The Japanese launched Operation Ha-Go in the Arakan, a major offensive against British forces in Burma. As was typical for Japanese offensive operations, it featured a strict timetable.
Stemming from the same region, the Swiss passed on a protest from Thailand, stating:
The Swiss Minister (Bruggmann) to the Secretary of State
Th. 1 Thailand
The Minister of Switzerland presents his compliments to The Honorable, The Secretary of State, and has the honor to submit a communication from the Government of Thailand which has been received from the Federal Political Department in Berne, with the request that it be transmitted to the Government of the United States:
“In air raids about the end of 1943 and January 1944 Anglo-American aeroplanes dropped bombs on Chulalongkon Hospital, Saowapha, on the Pasteur Institute of the Red Cross Bangrak Hospital and two mental disease hospitals. Such humanitarian establishments cannot be said in any way to be military objectives and the indiscriminate bombing thereof is not only a violation of the Geneva Convention [Page 1322]of 192925 but also of the principles of humanity. His Majesty’s Government therefore enters a strong protest against the unjustifiable act of destruction above mentioned.”

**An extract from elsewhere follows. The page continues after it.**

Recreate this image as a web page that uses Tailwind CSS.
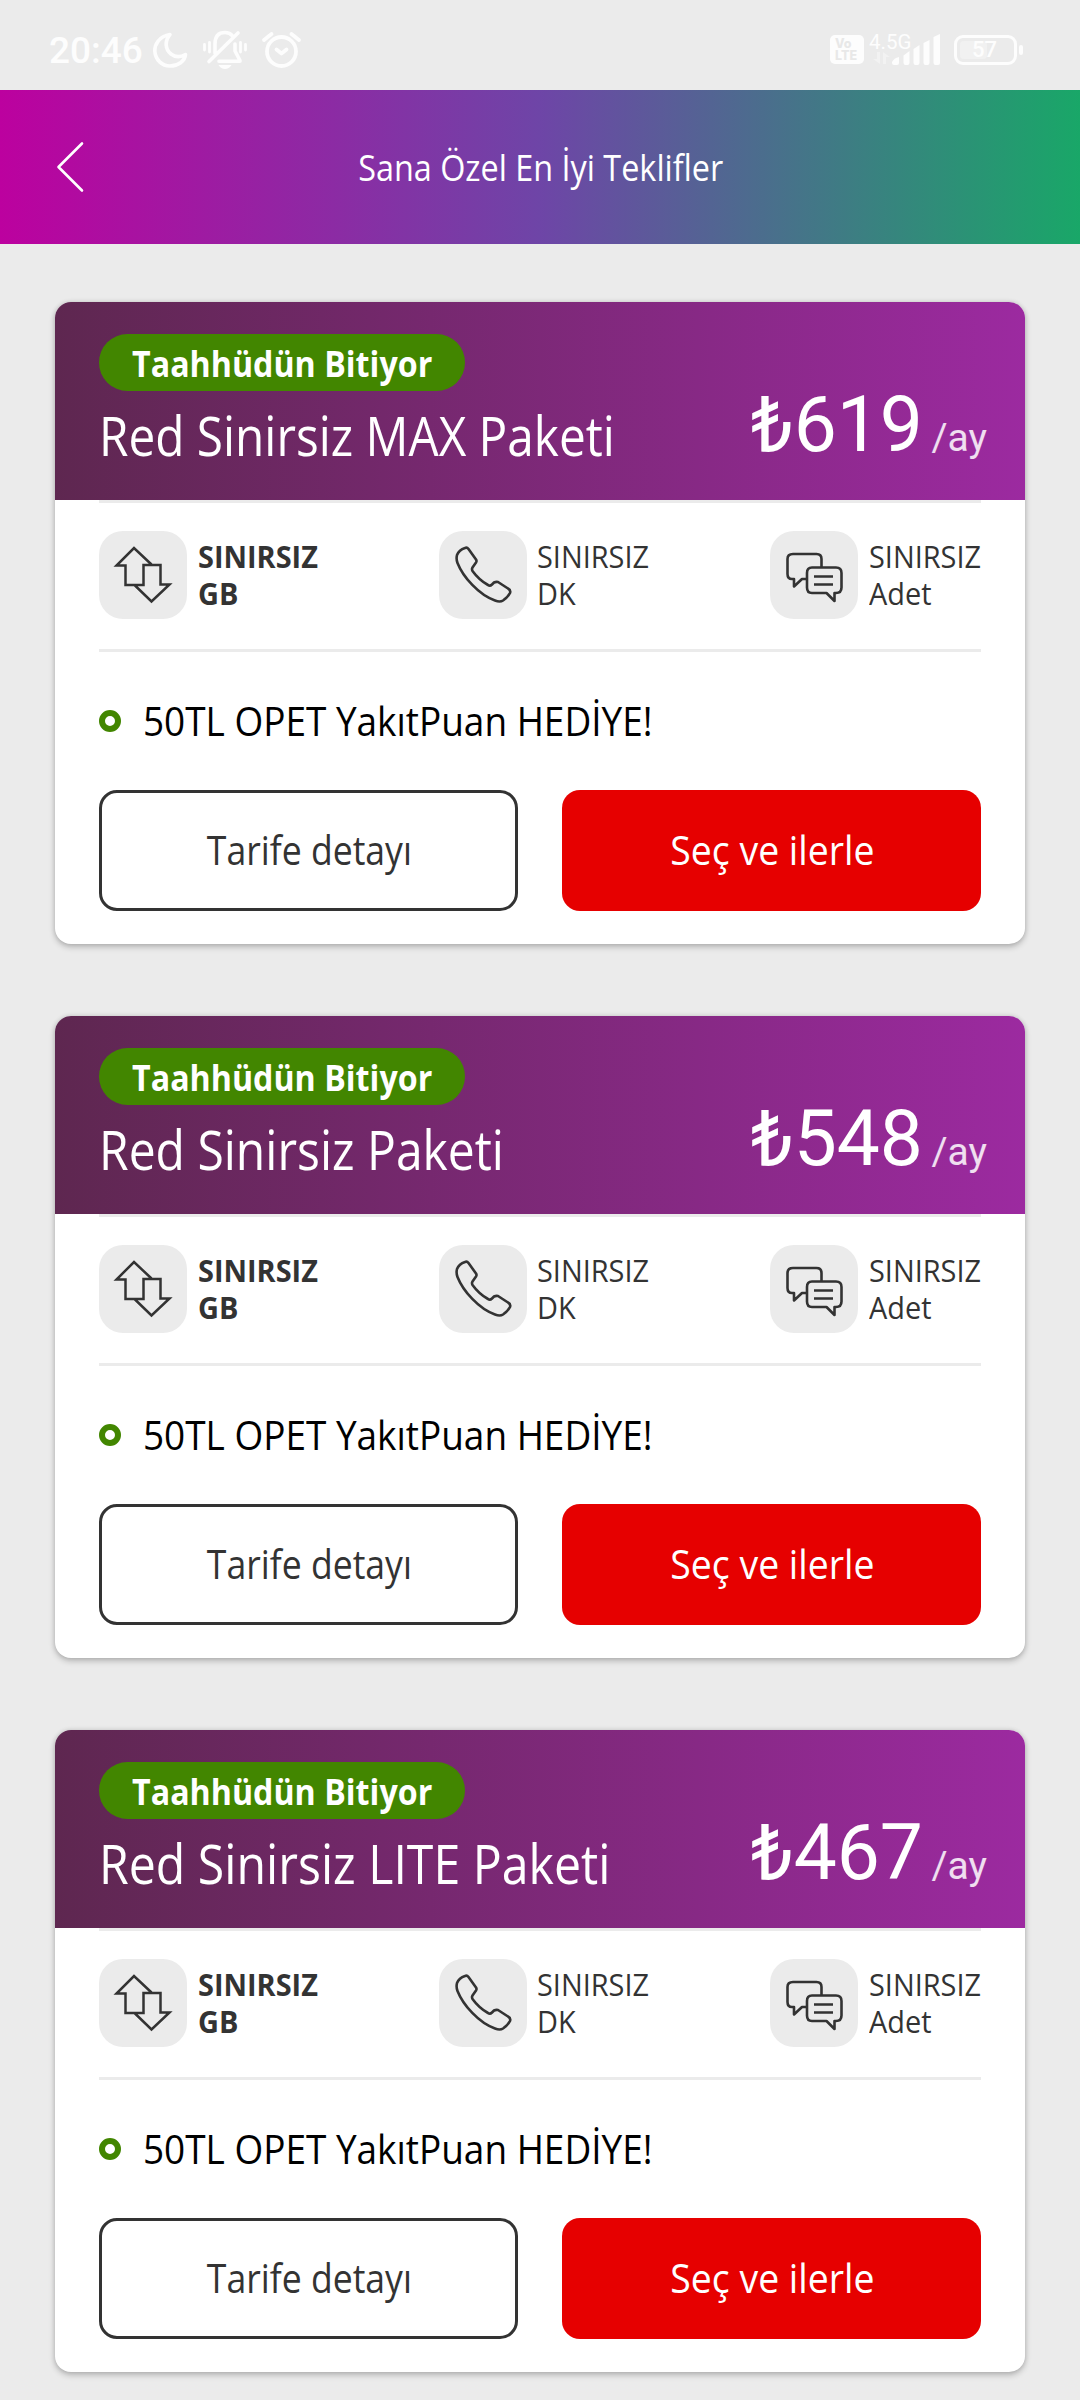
<!DOCTYPE html>
<html lang="tr">
<head>
<meta charset="utf-8">
<title>Sana Özel En İyi Teklifler</title>
<script src="https://cdn.jsdelivr.net/npm/@tailwindcss/browser@4"></script>
</head>
<body class="w-[1080px] h-[2400px] overflow-hidden bg-[#ebebeb] font-['Open_Sans',sans-serif] text-[#333]">

<!-- Status bar -->
<div class="flex h-[90px] items-center justify-between pl-[49px] pr-[57px] pt-[9px] font-['Roboto',sans-serif] text-[#fdfdfd]">
  <div class="flex items-center">
    <span class="block w-[103px] whitespace-nowrap text-[37px] leading-[40px] font-medium pt-[3px]">20:46</span>
    <svg class="h-[40px] w-[36px]" viewBox="151 29 36 40" fill="none" stroke="currentColor" stroke-width="3.6" stroke-linejoin="round"><path d="M169 33.500C158 35 153.500 44 153.800 50C154.500 59 161 65 169 65C177 65 184 60 184.500 53.500C180 56 174.500 56.500 170 53C164 48 163.500 40 169 33.500Z"/></svg>
    <svg class="ml-[14px] h-[42px] w-[46px]" viewBox="201 29 46 42" fill="none" stroke="currentColor" stroke-width="3.600" stroke-linecap="round" stroke-linejoin="round"><path d="M214 53V44C214 36 218 32.500 224 32.500C227 32.500 230 34 231.500 36M208 61.500L237 33M234 44V51L239 60.500V61.300H218"/><path stroke-width="2.800" d="M203.500 44.500V50M208.500 42.500V52M239.500 42.500V52M244.500 44.500V50"/><path fill="currentColor" stroke="none" d="M217.500 65H230.500Q228 69 224 69T217.500 65Z"/></svg>
    <svg class="ml-[13px] h-[40px] w-[42px]" viewBox="260 29 42 40" fill="none" stroke="currentColor" stroke-width="3.800" stroke-linecap="round" stroke-linejoin="round"><circle cx="280.500" cy="50.500" r="14.500"/><path d="M275.500 48.500L280.500 52.500L285.500 48.500M263 39L270.500 33M298 39L290.500 33"/></svg>
  </div>
  <div class="flex items-center">
    <div class="flex h-[29px] w-[34px] flex-col justify-center rounded-[5px] bg-[#fdfdfd] pl-[5px] font-['Inter',sans-serif] text-[12.5px] leading-[12px] font-extrabold text-[#e8e8e8]">
      <span>Vo</span>
      <span>LTE</span>
    </div>
    <div class="ml-[5px] flex h-[36px] w-[23px] flex-col">
      <span class="whitespace-nowrap text-[20.5px] leading-[20px]">4.5G</span>
      <svg class="ml-[4px] h-[12px] w-[17px] opacity-40" viewBox="0 0 17 12" fill="currentColor"><path d="M4 0H7V12L0 7H4ZM10 12V0L17 5H13V12Z"/></svg>
    </div>
    <svg class="h-[31px] w-[48px]" viewBox="892 34 48 31" fill="currentColor"><path d="M892 62Q894 58 899 57V63Q899 65 897 65H894Q892 65 892 63ZM903.500 55.500L909.500 51V63Q909.500 65 907.500 65H905.500Q903.500 65 903.500 63ZM913.500 49L919.500 45V63Q919.500 65 917.500 65H915.500Q913.500 65 913.500 63ZM923.500 43L929.500 40V63Q929.500 65 927.500 65H925.500Q923.500 65 923.500 63ZM933.500 37L940 34V63Q940 65 938 65H935.500Q933.500 65 933.500 63Z"/></svg>
    <div class="ml-[14px] flex h-[30px] w-[63px] items-center rounded-[9px] border-3 border-current p-[3px]">
      <div class="h-full w-[27px] rounded-[4px] bg-[#f1f1f1]"></div>
      <span class="-ml-[15px] pt-[1px] text-[22px] leading-[22px] font-medium">57</span>
    </div>
    <div class="ml-[2px] h-[10px] w-[4px] rounded-full bg-current"></div>
  </div>
</div>

<!-- App bar -->
<header class="grid h-[154px] grid-cols-[120px_1fr_120px] items-center bg-linear-to-r/srgb from-[#bc019f] via-[#6e45a7] to-[#19a768] text-white">
  <svg class="ml-[55px] h-[52px] w-[30px]" viewBox="0 0 30 52" fill="none" stroke="currentColor" stroke-width="2.600" stroke-linecap="round" stroke-linejoin="round"><path d="M27 2.500L3.500 26L27 49.500"/></svg>
  <h1 class="justify-self-center scale-x-[.887] pl-[2px] pb-px text-[36.5px] leading-[50px] whitespace-nowrap">Sana Özel En İyi Teklifler</h1>
</header>

<main id="offers" class="flex flex-col gap-[72px] px-[55px] pt-[58px]"></main>

<script>
const offers = [
  { name: 'Red Sinirsiz MAX Paketi', price: 619, stretch: 0.884 },
  { name: 'Red Sinirsiz Paketi', price: 548, stretch: 0.889 },
  { name: 'Red Sinirsiz LITE Paketi', price: 467, stretch: 0.893 },
];

document.getElementById('offers').innerHTML = offers.map(o => `
<article class="h-[642px] rounded-[16px] bg-white shadow-[0_3px_6px_rgba(0,0,0,.22),0_0_5px_rgba(0,0,0,.12)]">
  <div class="flex h-[198px] justify-between rounded-t-[16px] bg-linear-to-r/srgb from-[#5e2750] to-[#9c2aa0] pl-[44px] pr-[38px] text-white">
    <div class="w-[520px] pt-[32px]">
      <div class="flex h-[57px] w-[366px] items-center justify-center rounded-full bg-[#428600]">
        <span class="scale-x-[.882] text-[36.5px] leading-[50px] font-bold whitespace-nowrap">Taahhüdün Bitiyor</span>
      </div>
      <h2 class="origin-left pt-[14px] text-[54px] leading-[60px] whitespace-nowrap" style="transform:scaleX(${o.stretch})">${o.name}</h2>
    </div>
    <p class="flex items-baseline gap-[9px] pt-[78px] font-['Roboto',sans-serif] leading-[90px] whitespace-nowrap">
      <span class="origin-right scale-x-[.983] text-[78px]">₺${o.price}</span><span class="text-[39px] text-white/85">/ay</span>
    </p>
  </div>
  <div class="ml-[44px] w-[882px]">
    <div class="flex h-[152px] border-y-3 border-[#ebebeb] pt-[28px] text-[31px] leading-[37px]">
      <div class="flex w-[340px] gap-[11px]">
        <svg class="size-[88px] shrink-0 rounded-[24px] bg-[#ebebeb]" viewBox="0 0 88 88" fill="none" stroke="currentColor" stroke-width="2.500"><path d="M52.500 33.500L35 17L17.500 34.500H26.500V54H44.500M35.500 54L52.500 70.500L70.500 53.500H61.500V34H44.500V54H35.500"/></svg>
        <p class="origin-left scale-x-[.933] pt-[7px] font-bold">SINIRSIZ<br>GB</p>
      </div>
      <div class="flex w-[331px] gap-[10px]">
        <svg class="size-[88px] shrink-0 rounded-[24px] bg-[#ebebeb]" viewBox="0 0 88 88" fill="none" stroke="currentColor" stroke-width="2.600" stroke-linejoin="round"><path d="M18 24Q20 19 26 17Q28 16 29.500 18L37 28.500Q38 30 37 31.500L33.500 36.500Q32.500 38 33.500 40Q40 49 49 54Q51 55.500 53 53.500L55 51.500Q57 50.500 59 51L69 57.500Q72 59 71 62Q69 66 64 69.500Q61 71.500 56 69.500C40 64 24 46 18.500 32Q17 28 18 24Z"/></svg>
        <p class="origin-left scale-x-[.932] pt-[7px]">SINIRSIZ<br>DK</p>
      </div>
      <div class="flex w-[211px] gap-[11px]">
        <svg class="size-[88px] shrink-0 rounded-[24px] bg-[#ebebeb]" viewBox="0 0 88 88" fill="none" stroke="currentColor" stroke-width="2.600" stroke-linejoin="round" stroke-linecap="round"><path d="M51.500 36V28Q51.500 23 46.500 23H23Q17.500 23 17.500 28V43Q17.500 48 22 48H24V55.500L32 48H36.500M42 36.500H66Q71.500 36.500 71.500 42V56.500Q71.500 62 66 62H64.500V70L56.500 62H42Q37 62 37 56.500V42Q37 36.500 42 36.500Z"/><path stroke-linecap="butt" d="M44 45.500H63M44 53.500H63"/></svg>
        <p class="origin-left scale-x-[.932] pt-[7px]">SINIRSIZ<br>Adet</p>
      </div>
    </div>
    <div class="flex h-[138px] items-center gap-[22px]">
      <span class="size-[22px] rounded-full border-6 border-[#428600]"></span>
      <span class="origin-left scale-x-[.901] pb-[2px] text-[41px] leading-[56px] whitespace-nowrap text-black">50TL OPET YakıtPuan HEDİYE!</span>
    </div>
    <div class="grid h-[121px] grid-cols-2 gap-[44px] text-[41px]">
      <button class="rounded-[18px] border-3 border-[#333]"><span class="block scale-x-[.868] pb-[1px] pl-[2px] whitespace-nowrap">Tarife detayı</span></button>
      <button class="rounded-[18px] bg-[#e60000] text-white"><span class="block scale-x-[.912] pb-[1px] pl-[2px] whitespace-nowrap">Seç ve ilerle</span></button>
    </div>
  </div>
</article>`).join('');
</script>
</body>
</html>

The Minister would be grateful to The Honorable, The Secretary of State, for an acknowledgment of this communication.26
Washington , February 4, 1944.
All Japanese organized resistance on Kwajalein ceased. Of 8,700 defenders, 265, many of them Korean laborers, survive. The American forces sustained 370 KIA and 1,500 WIA.

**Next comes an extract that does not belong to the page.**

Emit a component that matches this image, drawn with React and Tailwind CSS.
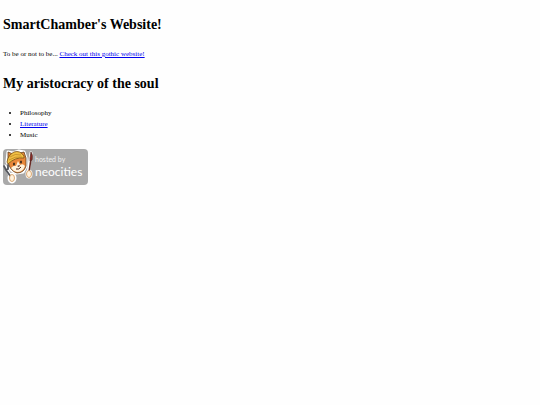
function HostedBadge() {
  return (
    <svg viewBox="0 0 85 36" className="block h-9 w-[85px]" role="img" aria-label="hosted by neocities">
      <rect width="85" height="36" rx="4" fill="#a9a9a9" />
      <g stroke="#fff" strokeWidth="3" strokeLinejoin="round" strokeLinecap="round" fill="#fff">
        <path d="M5 3 10 4 16 2 21 3 23 9 23 17 20 23 13 24 8 21 4 13Z" />
        <path d="M2 17 9 30M28 4 25 25" />
        <ellipse cx="9" cy="29" rx="3" ry="4" />
        <ellipse cx="26" cy="25" rx="2" ry="3" />
      </g>
      <path d="M1 17 3 21 8 28M5 16 5 20 3 21" fill="none" stroke="#54565c" strokeWidth="1.8" strokeLinecap="round" />
      <path d="M5 13 5 3 10 5 17 4 21 3 23 9 23 17Q21 24 14 24 7 22 5 13Z" fill="#e8873a" stroke="#60401f" strokeWidth=".8" />
      <path d="M8 19Q11 16 13 17L15 12 17 16Q20 14 22 17 20 23 14 23 10 22 8 19Z" fill="#fff2dc" />
      <path d="M4 13Q5 6 11 3 17 1 21 7L21 9Q12 8 5 15Z" fill="#f0c044" stroke="#785018" strokeWidth=".8" />
      <path d="M7 8Q12 4 18 6M6 11Q12 7 19 8" fill="none" stroke="#b98022" strokeWidth=".7" />
      <ellipse cx="11" cy="15" rx=".9" ry="1.5" fill="#292019" />
      <ellipse cx="18" cy="13" rx=".9" ry="1.5" fill="#292019" />
      <path d="M14 17 17 16 16 18Z" fill="#4d2118" />
      <path d="M13 20Q16 21 18 18" fill="none" stroke="#4d2118" strokeWidth="1" />
      <path d="M28 10 26 23" stroke="#672b25" strokeWidth="1.6" />
      <path d="M27 9 28 3Q30 6 29 11L27 12Z" fill="#952d27" stroke="#4d2523" strokeWidth=".7" />
      <ellipse cx="9" cy="29" rx="2.5" ry="3.5" fill="#fff1dd" stroke="#ce9356" strokeWidth=".8" />
      <ellipse cx="26" cy="25" rx="2.5" ry="3.5" fill="#fff1dd" stroke="#ce9356" strokeWidth=".8" />
      <text x="32" y="13" fill="#f2f2f2" className="font-['Lato',sans-serif] text-[7px]">hosted by</text>
      <text x="32" y="27" fill="#fff" className="font-['Lato',sans-serif] text-[12px]">neocities</text>
    </svg>
  );
}

export default function App() {
  return (
    <main className="min-h-screen bg-[#fefefe] px-[3px] pt-[13px] font-['Liberation_Serif',serif] text-[7px] leading-[11px] text-black">
      <h1 className="text-[14px] font-bold leading-6">SmartChamber's Website!</h1>
      <p className="mt-3">
        To be or not to be...{' '}
        <a href="#gothic" className="text-[#0000ee] underline">Check out this gothic website!</a>
      </p>
      <h1 className="mt-3 text-[14px] font-bold leading-6">My aristocracy of the soul</h1>
      <ul className="mt-3 list-disc pl-[17px]">
        <li>Philosophy</li>
        <li><a href="#literature" className="text-[#0000ee] underline">Literature</a></li>
        <li>Music</li>
      </ul>
      <a href="#neocities" className="mt-2 inline-block">
        <HostedBadge />
      </a>
    </main>
  );
}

Men of the 7th Infantry Division getting cigarettes. Note the rifle, probably a M1903, with a grenade launcher attachment and that the men have bayonets fixed. Note also that one of the men has a M3 fighting knife.
M3's on Kwajalein.
7th Infantry Division torching Japanese position with flamethrower, February 4, 1944.
The Germans attacked the British 1st Division at Anzio, forcing it to fall back. The US 5th Army gained ground further south.

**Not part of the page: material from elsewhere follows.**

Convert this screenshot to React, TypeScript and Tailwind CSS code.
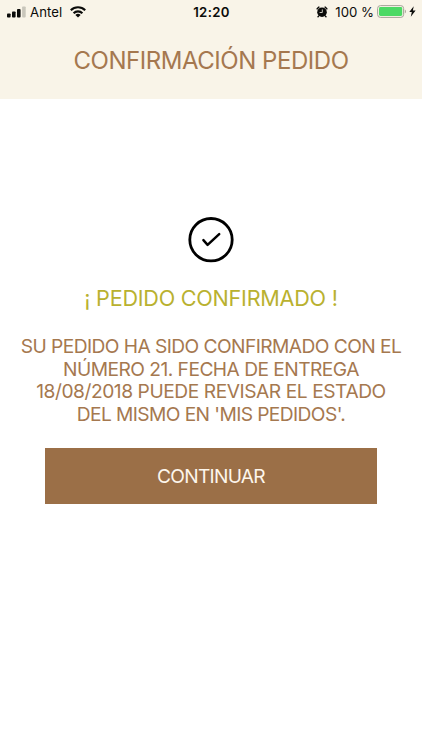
const MESSAGE_LINES = [
  { text: "SU PEDIDO HA SIDO CONFIRMADO CON EL", className: "tracking-[-0.57px]" },
  { text: "NÚMERO 21. FECHA DE ENTREGA", className: "tracking-[-0.54px]" },
  { text: "18/08/2018 PUEDE REVISAR EL ESTADO", className: "tracking-[-0.45px]" },
  { text: "DEL MISMO EN 'MIS PEDIDOS'.", className: "tracking-[-0.6px]" },
];

function SignalIcon() {
  return (
    <svg width="19" height="12" viewBox="0 0 19 12" fill="#0b0b09">
      <rect x="0" y="7.4" width="3.6" height="4" rx="0.9" />
      <rect x="5" y="5.4" width="3.6" height="6" rx="0.9" />
      <rect x="10" y="3" width="3.6" height="8.4" rx="0.9" />
      <rect x="15.1" y="0.4" width="3.6" height="11" rx="0.9" fill="#c9c6bb" />
    </svg>
  );
}

function WifiIcon() {
  return (
    <svg width="16" height="12" viewBox="0 0 16 12" fill="none" stroke="#0b0b09" strokeWidth="2.1">
      <path d="M.8 4.3a10.2 10.2 0 0 1 14.4 0" />
      <path d="M3.6 7.2a6.2 6.2 0 0 1 8.8 0" />
      <path d="M8 11.6 5.4 9.1a3.7 3.7 0 0 1 5.2 0z" fill="#0b0b09" stroke="none" />
    </svg>
  );
}

function AlarmIcon() {
  return (
    <svg width="12" height="12" viewBox="0 0 12 12" fill="none" stroke="#0b0b09" strokeLinecap="round">
      <circle cx="6" cy="6.2" r="4.8" fill="#0b0b09" stroke="none" />
      <path d="M1.1 2.9a5 5 0 0 1 1.8-1.8M10.9 2.9a5 5 0 0 0-1.8-1.8M2.6 10.1l-.6.7M9.4 10.1l.6.7" strokeWidth="1.4" />
      <path d="M6.3 3.8v2.7H4" stroke="#f9f4e8" strokeWidth=".8" />
    </svg>
  );
}

function BatteryIcon() {
  return (
    <svg width="30" height="13" viewBox="0 0 30 13" fill="none">
      <rect x=".6" y=".6" width="26" height="11.8" rx="2.8" stroke="#a5a398" />
      <rect x="2" y="2" width="23.2" height="9" rx="1.4" fill="#4cd964" />
      <path d="M27.8 4.5c1.5.6 1.5 3.4 0 4z" fill="#a5a398" />
    </svg>
  );
}

function BoltIcon() {
  return (
    <svg width="7" height="11" viewBox="0 0 7 11" fill="#0b0b09">
      <path d="M4.7.2.3 6.1h2.5L1.8 10.8 6.6 4.6H3.9z" />
    </svg>
  );
}

function StatusBar() {
  return (
    <div className="grid h-6 grid-cols-3 items-center text-[13.2px] text-[#0b0b09]">
      <div className="flex items-center pl-[7px]">
        <SignalIcon />
        <span className="ml-1 pt-px tracking-[0.05px]">Antel</span>
        <span className="ml-[7.5px]">
          <WifiIcon />
        </span>
      </div>
      <span className="pt-px pl-px text-center font-semibold tracking-[0.35px]">12:20</span>
      <div className="flex items-center justify-end pr-[6px] whitespace-nowrap">
        <AlarmIcon />
        <span className="mr-[3px] ml-[7px] pt-px">100 %</span>
        <BatteryIcon />
        <span className="ml-[2px]">
          <BoltIcon />
        </span>
      </div>
    </div>
  );
}

export default function App() {
  return (
    <main className="flex h-[750px] w-[422px] flex-col overflow-hidden bg-white font-['Inter',sans-serif]">
      {/* Header */}
      <header className="h-[99px] bg-[#f9f4e8]">
        <StatusBar />
        <h1 className="pt-[21px] text-center text-[24px] leading-8 font-normal tracking-[-0.46px] text-[#a5784f]">
          CONFIRMACIÓN PEDIDO
        </h1>
      </header>

      {/* Confirmation */}
      <section className="flex flex-col items-center pt-[117px] text-center">
        <svg
          width="48"
          height="48"
          viewBox="0 0 48 48"
          fill="none"
          stroke="#000"
          strokeLinecap="round"
          strokeLinejoin="round"
        >
          <circle cx="24" cy="23.7" r="21.2" strokeWidth="2.8" />
          <path d="M16.4 24.2l4.2 4.6L32.2 18.2" strokeWidth="2.5" />
        </svg>
        <h2 className="mt-5 text-[21.6px] leading-7 font-normal tracking-[-0.24px] text-[#b9b12f]">
          ¡ PEDIDO CONFIRMADO !
        </h2>
        <p className="mt-[23px] text-[19.2px] leading-[22.6px] font-normal whitespace-nowrap text-[#a5784f]">
          {MESSAGE_LINES.map((line) => (
            <span key={line.text} className={`block ${line.className}`}>
              {line.text}
            </span>
          ))}
        </p>
        <button className="mt-[22.6px] h-14 w-[332px] bg-[#9b6f47] pt-px text-[19.2px] font-normal tracking-[-0.75px] text-[#fdf6ec]">
          CONTINUAR
        </button>
      </section>
    </main>
  );
}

The Soviet 42nd Army took Gdov. Hitler ordered the 24th panzer Division to assist in the relief of the Korsun Pocket. Relieving forces are spearheaded by the Heavy Panzer Regiment Bake.
The U-854 struck a mine in the Baltic and sank.
President Roosevelt established the Bronze Star.
Executive Order 9419—Bronze Star Medal
February 04, 1944
By virtue of the authority vested in me as President of the United States and as Commander in Chief of the Army and Navy of the United States, it is hereby ordered as follows:
There is hereby established the Bronze Star Medal, with accompanying ribbons and appurtenances, for award to any person who, while serving in any capacity in or with the Army, Navy, Marine Corps, or Coast Guard of the United States on or after December 7, 1941, distinguishes, or has distinguished, himself by heroic or meritorious achievement or service, not involving participation in aerial flight, in connection with military or naval operations against an enemy of the United States.
The Bronze Star Medal and appurtenances thereto shall be of appropriate design approved by the Secretary of War and the Secretary of the Navy, and may be awarded by the Secretary of War, or the Secretary of the Navy, or by such commanding officers of the Army, Navy, Marine Corps, or Coast Guard as the said Secretaries may respectively designate. Awards shall be made under such regulations as the said Secretaries shall severally prescribe, and such regulations shall, so far as practicable, be of uniform application.
No more than one Bronze Star Medal shall be awarded to any one person, but for each succeeding heroic or meritorious achievement or service justifying such an award a suitable device may be awarded to be worn with the medal as prescribed by appropriate regulations. The Bronze Star Medal or device may be awarded posthumously, and, when so awarded, may be presented to such representative of the deceased as may be designated in the award.
Signature of Franklin D. Roosevelt
FRANKLIN D ROOSEVELT
The White House,
February 4, 1944.
It's a surprise, really, to realize that Bronze Star was created this late, but like the Silver Star, it was created to reflect combat conditions that the US had not experienced since the Civil War.